> Stated goal: Answer with nothing except the number of lines that contain the word "index".
** Start of Data extract **
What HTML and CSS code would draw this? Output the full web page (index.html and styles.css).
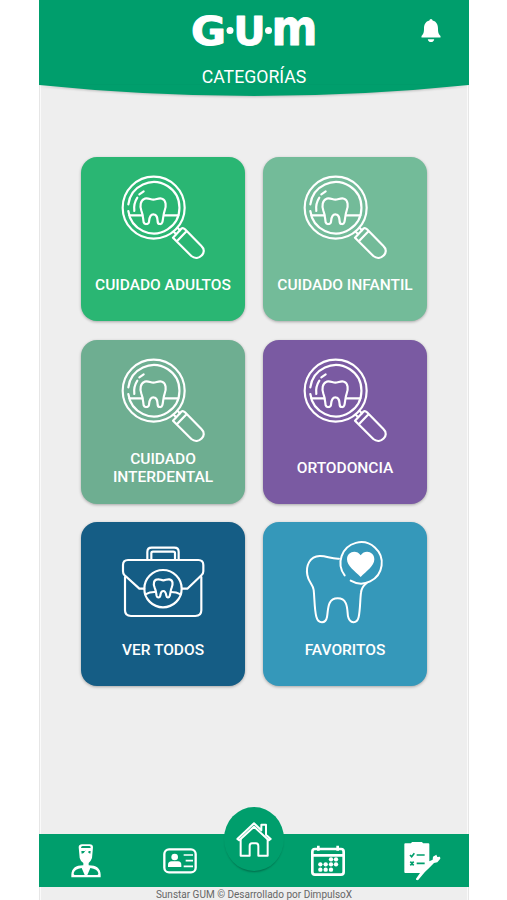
FILE: index.html
```html
<!DOCTYPE html>
<html lang="es">

<head>
    <meta charset="utf-8">
    <meta name="viewport" content="width=device-width, initial-scale=1">
    <link rel="stylesheet" href="styles.css">
    <title>GUM - Categorías</title>
</head>

<body>
    <!-- shared icons -->
    <svg class="sprite">
        <symbol id="lupa" viewBox="135 70 261 264">
            <g fill="none" stroke="currentColor" stroke-width="6.500" stroke-linecap="round" stroke-linejoin="round">
                <circle cx="236" cy="174" r="93"/>
                <path d="M160 164A77 77 0 1 1 160 184"/>
                <path d="M178 184A58 58 0 0 1 187 144M193 134L206 125"/>
                <path d="M163 197H202M268 197H310"/>
                <path d="M206 218C204 207 204 195 199 183C194 170 196 151 209 147C220 144 226 150 235 150C244 150 251 144 261 147C274 151 274 170 269 183C264 196 265 207 262 218C260 225 249 225 248 217C247 207 248 194 235 194C223 194 223 207 222 217C220 225 208 225 206 218Z"/>
                <path d="M296 246L303 253M308 235L315 242"/>
                <path d="M319 237L294 264L349 319C371 337 399 307 380 290L330 239Q324 233 319 237ZM333 246L307 273"/>
            </g>
        </symbol>
        <symbol id="maletin" viewBox="135 70 261 264">
            <g fill="none" stroke="currentColor" stroke-width="6.500" stroke-linecap="round" stroke-linejoin="round">
                <path d="M217 134V112Q217 99 230 99H298Q311 99 311 112V134M229 134V116Q229 111 234 111H295Q300 111 300 116V134"/>
                <path d="M208 222H193L148 181Q144 177 144 170V151Q144 136 159 136H370Q385 136 385 151V170Q385 177 380 181L337 222H321"/>
                <path d="M150 187V287Q150 304 168 304H361Q379 304 379 287V187"/>
                <circle cx="264" cy="222" r="56"/>
                <path d="M211 239Q226 231 241 232M288 232Q304 232 317 239"/>
                <path d="M245 244C243 234 243 227 239 219C234 207 236 195 248 194C256 193 258 197 265 197C272 197 275 193 283 194C295 196 294 209 290 219C286 228 287 235 284 244C282 250 275 250 274 243C273 236 272 229 265 229C257 229 257 236 256 243C254 250 247 250 245 244Z"/>
            </g>
        </symbol>
        <symbol id="favorito" viewBox="135 70 261 264">
            <g fill="none" stroke="currentColor" stroke-width="6" stroke-linecap="round" stroke-linejoin="round">
                <path d="M263 182A62 62 0 1 1 281 198"/>
                <path d="M246 132C220 133 209 123 188 124C158 125 146 153 151 181C154 202 169 211 170 226C173 253 172 283 178 306C184 328 206 328 210 307C214 286 210 251 242 251C274 251 270 286 273 305C278 328 300 328 305 307C310 284 309 256 312 234C313 222 319 213 329 205"/>
            </g>
            <path fill="currentColor" d="M311 187C294 170 270 154 270 134C270 111 298 103 311 122C324 103 352 111 352 134C352 154 328 170 311 187Z"/>
        </symbol>
    </svg>

    <div class="app">
        <header class="header">
            <div class="topbar">
                <svg class="logo" viewBox="0 0 126 34">
                    <text x="0" y="31.500" font-size="39" textLength="35" lengthAdjust="spacingAndGlyphs">G</text>
                    <circle cx="39" cy="17.500" r="3.500"/>
                    <text x="42.500" y="31.500" font-size="39" textLength="32" lengthAdjust="spacingAndGlyphs">U</text>
                    <circle cx="77.500" cy="17.500" r="3.500"/>
                    <text x="80.500" y="31.500" font-size="49" textLength="46" lengthAdjust="spacingAndGlyphs">m</text>
                </svg>
                <svg class="bell" viewBox="0 0 20 24">
                    <path fill="#fff" d="M10 0Q11.500 0 11.600 1.500C15.500 2.500 17 5.500 17 9.500C17 13.500 17.500 15 19.500 17V18.500H.5V17C2.500 15 3 13.500 3 9.500C3 5.500 4.500 2.500 8.400 1.500Q8.500 0 10 0ZM6.800 20.200H13.200Q12.800 23 10 23Q7.200 23 6.800 20.200Z"/>
                </svg>
            </div>
            <h1>CATEGORÍAS</h1>
        </header>
        <svg class="curve" viewBox="0 0 430 12" preserveAspectRatio="none">
            <path d="M0 0H430Q215 22 0 0Z"/>
        </svg>

        <main class="grid">
            <a class="card adultos"><svg><use href="#lupa"/></svg><span>CUIDADO ADULTOS</span></a>
            <a class="card infantil"><svg><use href="#lupa"/></svg><span>CUIDADO INFANTIL</span></a>
            <a class="card interdental"><svg><use href="#lupa"/></svg><span>CUIDADO<br>INTERDENTAL</span></a>
            <a class="card ortodoncia"><svg><use href="#lupa"/></svg><span>ORTODONCIA</span></a>
            <a class="card todos"><svg><use href="#maletin"/></svg><span>VER TODOS</span></a>
            <a class="card favoritos"><svg><use href="#favorito"/></svg><span>FAVORITOS</span></a>
        </main>

        <nav class="navbar">
            <a>
                <svg width="32" height="36" viewBox="0 0 96 108">
                    <path fill="#fff" d="M26 12Q27 4 36 4H59Q69 4 69 13L66 45Q62 56 56 60V67Q91 67 92 95V103H4V95Q5 67 40 67V60Q32 56 29 45Z"/>
                    <path fill="#009e6c" d="M33 14Q33 9 38 9H58Q63 9 62 14L61 15H34ZM34 24H62L61 32Q56 30 53 26L47 22Q43 31 35 32ZM35 75L44 96H14Q11 96 11 91Q14 78 35 75ZM61 75L52 96H82Q85 96 85 91Q82 78 61 75Z"/>
                    <circle cx="51" cy="24" r="5" fill="#fff"/>
                </svg>
            </a>
            <a>
                <svg width="34" height="26" viewBox="0 0 102 78">
                    <rect x="4" y="4" width="94" height="69" rx="14" fill="none" stroke="#fff" stroke-width="7"/>
                    <circle cx="35" cy="27" r="10" fill="#fff"/>
                    <path fill="#fff" d="M15 57V51Q15 40 26 40H45Q55 40 55 51V57Z"/>
                    <path stroke="#fff" stroke-width="5" d="M62 21H90M68 38H90M62 55H90"/>
                </svg>
            </a>
            <a class="home">
                <svg width="36" height="36" viewBox="0 0 108 108" fill="none" stroke="#fff" stroke-width="6" stroke-linecap="round" stroke-linejoin="round">
                    <path d="M4 54L54 7L76 28V11H90V41L104 54L98 58L54 17L10 58Z"/>
                    <path d="M14 54V104H41V75Q41 67 48 67H60Q67 67 67 75V104H95V54"/>
                </svg>
            </a>
            <a>
                <svg width="34" height="32" viewBox="0 0 102 96">
                    <rect x="4" y="12" width="94" height="77" rx="8" fill="none" stroke="#fff" stroke-width="8"/>
                    <path stroke="#fff" stroke-width="8" d="M4 31H98M22 2V17M80 2V17"/>
                    <g fill="#fff">
                        <circle cx="60" cy="43" r="6.500"/><circle cx="75" cy="43" r="6.500"/>
                        <circle cx="28" cy="58" r="6.500"/><circle cx="44" cy="58" r="6.500"/><circle cx="60" cy="58" r="6.500"/><circle cx="75" cy="58" r="6.500"/>
                        <circle cx="28" cy="74" r="6.500"/><circle cx="44" cy="74" r="6.500"/><circle cx="60" cy="74" r="6.500"/>
                    </g>
                </svg>
            </a>
            <a>
                <svg width="37" height="40" viewBox="0 0 111 120">
                    <path fill="#fff" d="M1 9Q1 7 4 7H21L24 3H54L57 7H73Q76 7 76 10V61L86 56L87 47L97 41L100 48L108 47L109 53L100 64L90 66L76 80L62 94L42 118L36 116V113L48 96H4Q1 96 1 93Z"/>
                    <path fill="none" stroke="#009e6c" stroke-width="5" d="M18 42L23 47L31 37M38 42H62M19 62L29 73M29 62L19 73M38 67H62"/>
                </svg>
            </a>
        </nav>
        <footer>Sunstar GUM © Desarrollado por DimpulsoX</footer>
    </div>
</body>

</html>
```
FILE: styles.css
```css
* {
    box-sizing: border-box;
}

body {
    margin: 0;
    background: #fff;
    font-family: Roboto, sans-serif;
}

.sprite {
    display: none;
}

.app {
    display: flex;
    flex-direction: column;
    width: 430px;
    height: 900px;
    margin: 0 auto 0 39px;
    background: #eee;
    overflow: hidden;
    box-shadow: inset 1px 0 #e6e6e6, inset 2px 0 #fafafa, inset -1px 0 #e6e6e6, inset -2px 0 #fafafa;
}

.header {
    flex: none;
    height: 85px;
    background: #009e6c;
    color: #fff;
}

.topbar {
    display: flex;
    justify-content: space-between;
    align-items: flex-start;
    padding: 13px 28px 0 152px;
    height: 67px;
}

.logo {
    width: 126px;
    height: 34px;
    font-family: "DejaVu Sans", sans-serif;
    font-weight: bold;
    fill: #fff;
    overflow: visible;
}

.logo text {
    stroke: #fff;
    stroke-width: 1px;
    stroke-linejoin: round;
}

.bell {
    width: 20px;
    height: 24px;
    margin-top: 6px;
}

h1 {
    margin: 0;
    font-size: 17.7px;
    font-weight: 400;
    line-height: 21px;
    text-align: center;
}

.curve {
    display: block;
    flex: none;
    width: 100%;
    height: 12px;
    fill: #009e6c;
    overflow: visible;
    filter: drop-shadow(0 1px 1px rgba(0, 0, 0, 0.2));
}

.grid {
    display: grid;
    grid-template-columns: 164px 164px;
    grid-auto-rows: 164px;
    gap: 18.5px 18px;
    flex: 1;
    padding: 60.4px 42px 0;
}

.card {
    display: flex;
    flex-direction: column;
    align-items: center;
    padding-top: 16px;
    border-radius: 16px;
    color: #fff;
    box-shadow: 0 1px 3px rgba(0, 0, 0, 0.3);
}

.card svg {
    flex: none;
    width: 87px;
    height: 88px;
}

.card span {
    display: flex;
    align-items: center;
    height: 48px;
    font-size: 15.5px;
    font-weight: 500;
    line-height: 18px;
    text-align: center;
}

.adultos {
    background: #2ab673;
}

.infantil {
    background: #73bb99;
}

.interdental {
    background: #6eae91;
}

.ortodoncia {
    background: #7a5aa2;
}

.todos {
    background: #155d85;
}

.favoritos {
    background: #3598ba;
}

.navbar {
    display: grid;
    grid-template-columns: 94px 94px 54px 94px 94px;
    flex: none;
    height: 53px;
    background: #009e6c;
}

.navbar a {
    display: flex;
    align-items: center;
    justify-content: center;
}

.navbar .home {
    justify-self: center;
    width: 60px;
    height: 64px;
    margin-top: -27px;
    border-radius: 50%;
    background: #009e6c;
    box-shadow: 0 2px 2px -1px rgba(0, 0, 0, 0.3);
}

footer {
    flex: none;
    height: 13px;
    font-size: 10px;
    line-height: 16px;
    text-align: center;
    color: #666;
}
```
** End of Data extract **
> Finished exercise: 2